Gas-turbine (GT) engines operate to produce mechanical work or thrust. Specifically, land-based GT engines typically have a generator coupled thereto for the purposes of generating electricity. The shaft of the GT engine is coupled to the generator. Mechanical energy of the shaft is used to drive a generator to supply electricity to at least a power grid. The generator is in communication with one or more elements of a power grid through a main breaker. When the main breaker is closed, electrical current can flow from the generator to the power grid when there is a demand for the electricity. The drawing of electrical current from the generator causes a load to be applied to the gas turbine. This load is essentially a resistance applied to the generator that the gas turbine must overcome to maintain an electrical output of the generator.

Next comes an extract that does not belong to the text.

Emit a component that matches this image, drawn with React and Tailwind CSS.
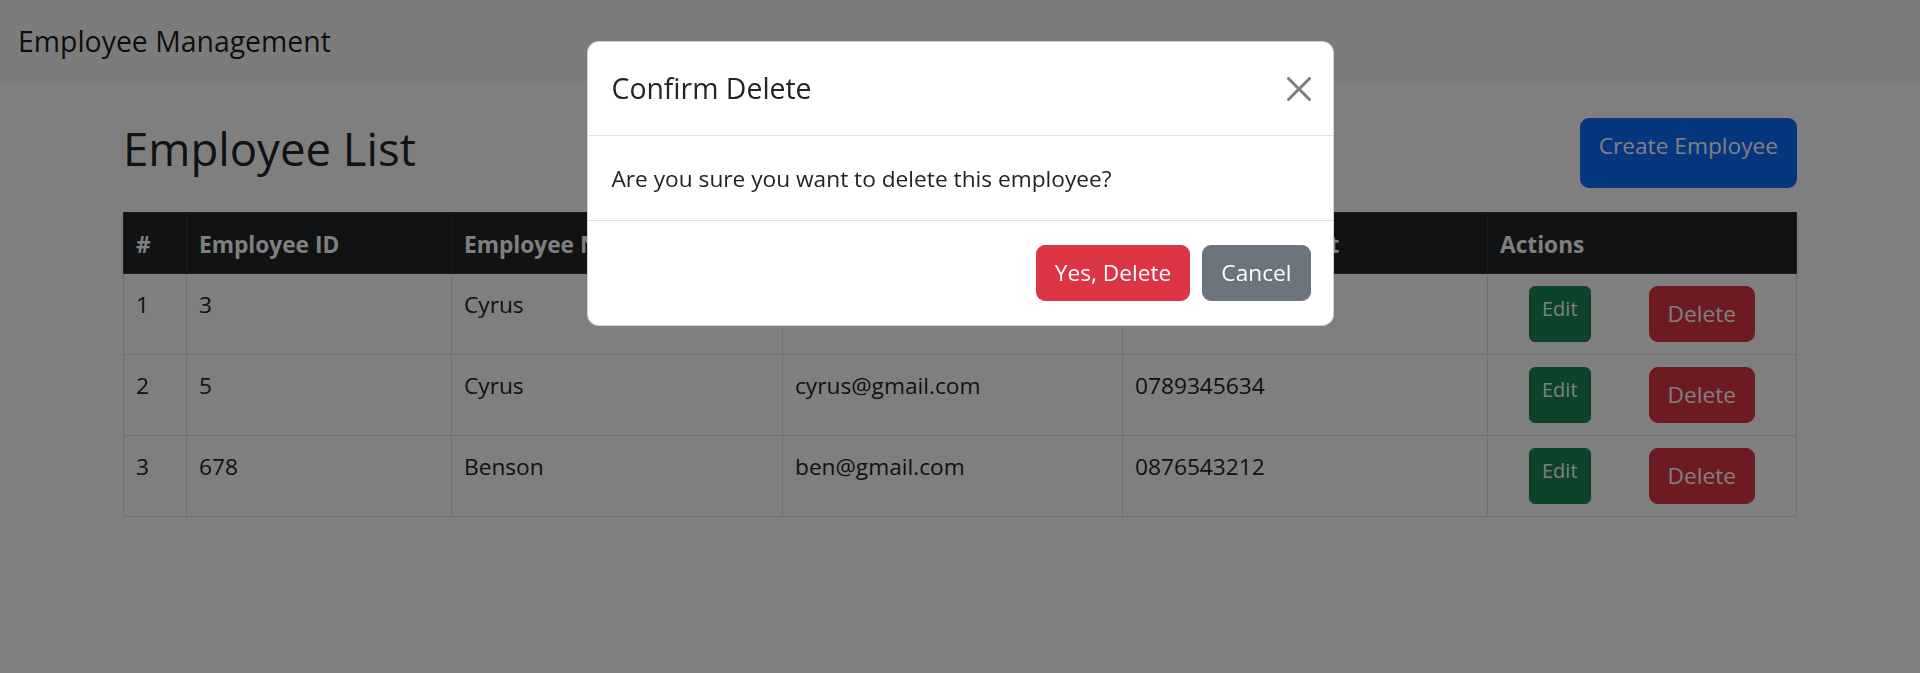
import React from 'react';

const employees = [
  { id: 3, name: 'Cyrus', email: 'cyrus@gmail.com', contact: '0712345678' },
  { id: 5, name: 'Cyrus', email: 'cyrus@gmail.com', contact: '0789345634' },
  { id: 678, name: 'Benson', email: 'ben@gmail.com', contact: '0876543212' },
];

const CloseIcon = () => (
  <svg width="24" height="24" viewBox="0 0 16 16" className="block opacity-50">
    <path
      fill="#000"
      d="M.293.293a1 1 0 0 1 1.414 0L8 6.586 14.293.293a1 1 0 1 1 1.414 1.414L9.414 8l6.293 6.293a1 1 0 0 1-1.414 1.414L8 9.414l-6.293 6.293a1 1 0 0 1-1.414-1.414L6.586 8 .293 1.707a1 1 0 0 1 0-1.414z"
    />
  </svg>
);

const App = () => {
  return (
    <div className="min-h-screen bg-white font-['Segoe_UI','Open_Sans',sans-serif] text-[22.7px] leading-[36px] text-[#212529]">
      {/* navbar */}
      <nav className="h-[82px] bg-[#f8f9fa] flex items-center px-[18px]">
        <a className="text-[28.4px] leading-[45px] text-black/90">Employee Management</a>
      </nav>

      <div className="w-[1710px] mx-auto px-[18px] mt-[36px]">
        <div className="flex items-start justify-between">
          <h2 className="mt-[2px] text-[45.5px] leading-[57.6px] font-normal">Employee List</h2>
          <button className="h-[70px] flex items-start pt-[9px] px-[18px] rounded-[9px] bg-[#0d6efd] border border-[#0d6efd] text-white text-[22.7px]">
            Create Employee
          </button>
        </div>

        <table className="mt-[24px] w-full table-fixed border-collapse border border-[#dee2e6]">
          <thead>
            <tr className="bg-[#212529] text-white">
              <th className="w-[63px] px-[12px] pt-[14px] pb-[10px] text-left font-bold border border-[#373b3e]">#</th>
              <th className="w-[265px] px-[12px] pt-[14px] pb-[10px] text-left font-bold border border-[#373b3e]">Employee ID</th>
              <th className="w-[331px] px-[12px] pt-[14px] pb-[10px] text-left font-bold border border-[#373b3e]">Employee Name</th>
              <th className="w-[340px] px-[12px] pt-[14px] pb-[10px] text-left font-bold border border-[#373b3e]">Employee Email</th>
              <th className="w-[365px] px-[12px] pt-[14px] pb-[10px] text-left font-bold border border-[#373b3e]">Employee Contact</th>
              <th className="px-[12px] pt-[14px] pb-[10px] text-left font-bold border border-[#373b3e]">Actions</th>
            </tr>
          </thead>
          <tbody>
            {employees.map((e, i) => (
              <tr key={i}>
                <td className="px-[12px] pt-[13px] pb-[11px] align-top border border-[#dee2e6]">{i + 1}</td>
                <td className="px-[12px] pt-[13px] pb-[11px] align-top border border-[#dee2e6]">{e.id}</td>
                <td className="px-[12px] pt-[13px] pb-[11px] align-top border border-[#dee2e6]">{e.name}</td>
                <td className="px-[12px] pt-[13px] pb-[11px] align-top border border-[#dee2e6]">{e.email}</td>
                <td className="px-[12px] pt-[13px] pb-[11px] align-top border border-[#dee2e6]">{e.contact}</td>
                <td className="p-[12px] align-top border border-[#dee2e6]">
                  <div className="flex justify-around">
                    <a className="px-[12px] py-[6px] rounded-[6px] bg-[#198754] border border-[#198754] text-white text-[20px] leading-[31.5px]">
                      Edit
                    </a>
                    <button className="h-[56px] px-[18px] rounded-[9px] bg-[#dc3545] border border-[#dc3545] text-white text-[22.7px]">
                      Delete
                    </button>
                  </div>
                </td>
              </tr>
            ))}
          </tbody>
        </table>
      </div>

      {/* modal */}
      <div className="fixed inset-0 bg-black/50">
        <div className="w-[747px] mx-auto mt-[41px] bg-white rounded-[12px] border border-black/[0.175]">
          <div className="flex items-center justify-between pl-[24px] pr-[22px] py-[24px] border-b border-[#dee2e6]">
            <h5 className="text-[28.4px] leading-[45px] font-normal">Confirm Delete</h5>
            <button className="p-0">
              <CloseIcon />
            </button>
          </div>
          <div className="px-[24px] pt-[25px] pb-[23px]">Are you sure you want to delete this employee?</div>
          <div className="flex justify-end gap-[12px] p-[24px] pr-[22px] border-t border-[#dee2e6]">
            <button className="h-[56px] px-[18px] rounded-[9px] bg-[#dc3545] border border-[#dc3545] text-white">
              Yes, Delete
            </button>
            <button className="h-[56px] px-[18px] rounded-[9px] bg-[#6c757d] border border-[#6c757d] text-white">
              Cancel
            </button>
          </div>
        </div>
      </div>
    </div>
  );
};

export default App;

Increasingly, a control system is used to regulate the operation of the GT engine. In operation, the control system receives a plurality of indications that communicate the current operating conditions of the GT engine including pressures, temperatures, fuel flow rates, and engine frequencies. In response, the control system makes adjustments to the inputs of the GT engine (e.g., changing fuel-flow splits), thereby changing performance of the GT engine based on the plurality of indications in light of look-up tables coded into the memory of the control system.
Over time, this performance may fall outside a preferred operating range due to mechanical degradation of the gas turbine engine or changes in operational conditions such as ambient temperature or inlet fuel properties (e.g., temperature, pressure, and composition). For instance, the gas turbine engine may begin operating in a state where combustion of the inlet fuel causes unwanted operational dynamics, such as instability or diminished durability. By way of example, total flow of the inlet fuel may have decreased/increased to cause a greater number of flashback events.

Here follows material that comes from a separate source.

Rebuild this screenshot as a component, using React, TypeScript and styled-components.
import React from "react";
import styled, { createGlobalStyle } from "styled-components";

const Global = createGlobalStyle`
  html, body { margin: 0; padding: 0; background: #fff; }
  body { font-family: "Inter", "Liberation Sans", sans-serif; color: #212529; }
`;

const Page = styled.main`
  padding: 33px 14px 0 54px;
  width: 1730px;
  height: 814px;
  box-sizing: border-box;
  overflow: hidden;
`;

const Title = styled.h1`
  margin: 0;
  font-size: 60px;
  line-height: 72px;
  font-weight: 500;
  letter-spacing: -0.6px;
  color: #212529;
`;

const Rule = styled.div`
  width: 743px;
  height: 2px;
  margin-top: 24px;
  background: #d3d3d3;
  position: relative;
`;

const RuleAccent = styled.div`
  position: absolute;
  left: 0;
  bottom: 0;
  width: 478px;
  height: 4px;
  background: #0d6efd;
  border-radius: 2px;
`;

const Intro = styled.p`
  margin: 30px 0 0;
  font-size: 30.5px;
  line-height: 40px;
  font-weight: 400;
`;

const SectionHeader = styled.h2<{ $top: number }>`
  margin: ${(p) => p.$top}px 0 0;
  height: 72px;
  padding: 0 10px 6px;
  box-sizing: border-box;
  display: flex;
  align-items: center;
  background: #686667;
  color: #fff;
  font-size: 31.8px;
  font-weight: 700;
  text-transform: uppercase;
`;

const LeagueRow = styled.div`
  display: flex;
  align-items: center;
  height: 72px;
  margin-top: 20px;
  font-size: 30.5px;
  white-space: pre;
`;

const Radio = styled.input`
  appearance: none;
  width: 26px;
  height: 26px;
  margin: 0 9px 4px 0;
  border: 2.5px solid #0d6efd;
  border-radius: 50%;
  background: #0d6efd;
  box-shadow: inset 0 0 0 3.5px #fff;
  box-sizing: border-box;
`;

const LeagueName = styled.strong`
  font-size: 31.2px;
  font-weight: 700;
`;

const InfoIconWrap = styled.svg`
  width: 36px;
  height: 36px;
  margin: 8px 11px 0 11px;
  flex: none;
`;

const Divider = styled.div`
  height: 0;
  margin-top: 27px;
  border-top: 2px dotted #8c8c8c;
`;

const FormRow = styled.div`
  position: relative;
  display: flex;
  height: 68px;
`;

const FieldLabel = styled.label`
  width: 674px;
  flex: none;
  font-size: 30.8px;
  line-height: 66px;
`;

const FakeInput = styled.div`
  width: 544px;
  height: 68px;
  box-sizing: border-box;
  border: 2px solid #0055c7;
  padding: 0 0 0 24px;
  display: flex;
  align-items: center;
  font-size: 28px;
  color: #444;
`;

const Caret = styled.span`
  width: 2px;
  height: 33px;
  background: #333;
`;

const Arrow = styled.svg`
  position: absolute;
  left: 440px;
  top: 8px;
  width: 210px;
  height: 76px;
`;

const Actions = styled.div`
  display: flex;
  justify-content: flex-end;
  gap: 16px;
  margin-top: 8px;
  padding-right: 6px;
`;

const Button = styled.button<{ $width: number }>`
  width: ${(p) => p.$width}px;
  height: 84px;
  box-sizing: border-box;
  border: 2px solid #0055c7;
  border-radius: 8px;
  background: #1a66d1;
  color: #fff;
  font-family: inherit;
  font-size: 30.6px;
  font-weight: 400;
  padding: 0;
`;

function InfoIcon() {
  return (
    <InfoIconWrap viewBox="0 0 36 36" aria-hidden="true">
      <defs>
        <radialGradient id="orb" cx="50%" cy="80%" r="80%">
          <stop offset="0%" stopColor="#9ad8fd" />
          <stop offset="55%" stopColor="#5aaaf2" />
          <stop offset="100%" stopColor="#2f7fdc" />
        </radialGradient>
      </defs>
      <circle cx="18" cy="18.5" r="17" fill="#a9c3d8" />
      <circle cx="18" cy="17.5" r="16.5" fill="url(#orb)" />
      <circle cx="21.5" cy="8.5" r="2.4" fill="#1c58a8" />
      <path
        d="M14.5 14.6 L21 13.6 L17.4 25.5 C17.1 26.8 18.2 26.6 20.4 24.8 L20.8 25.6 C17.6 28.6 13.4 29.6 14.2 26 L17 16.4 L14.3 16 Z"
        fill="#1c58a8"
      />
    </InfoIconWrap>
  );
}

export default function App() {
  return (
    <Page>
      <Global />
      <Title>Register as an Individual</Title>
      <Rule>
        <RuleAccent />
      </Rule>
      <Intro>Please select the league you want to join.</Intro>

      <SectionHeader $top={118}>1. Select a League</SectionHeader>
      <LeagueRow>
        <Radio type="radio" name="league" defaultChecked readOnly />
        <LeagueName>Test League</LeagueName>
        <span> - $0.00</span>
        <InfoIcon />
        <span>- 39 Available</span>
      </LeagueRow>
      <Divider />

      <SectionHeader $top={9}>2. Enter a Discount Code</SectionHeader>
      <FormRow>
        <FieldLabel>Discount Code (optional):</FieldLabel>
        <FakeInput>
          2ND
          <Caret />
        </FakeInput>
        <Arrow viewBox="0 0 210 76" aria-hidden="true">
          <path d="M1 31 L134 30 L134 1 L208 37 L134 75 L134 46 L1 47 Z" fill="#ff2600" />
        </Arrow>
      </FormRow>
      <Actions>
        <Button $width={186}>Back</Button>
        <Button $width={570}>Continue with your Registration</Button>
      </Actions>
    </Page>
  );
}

Within the field of technology pertaining to GT engines, there exists an undesirable condition called flashback. As used herein, “flashback” refers to an increase in the flame speed within the GT engine's combustor such that it causes the flame to move toward a premixer (i.e., location in which the air and gas are mixed). Traditionally, the onset of flashback is detected using thermocouples. However, the practice of employing thermocouples to monitor flashback results in imprecise readings and leads to cost disadvantages involved in purchasing and maintaining this expensive signal-measurement equipment.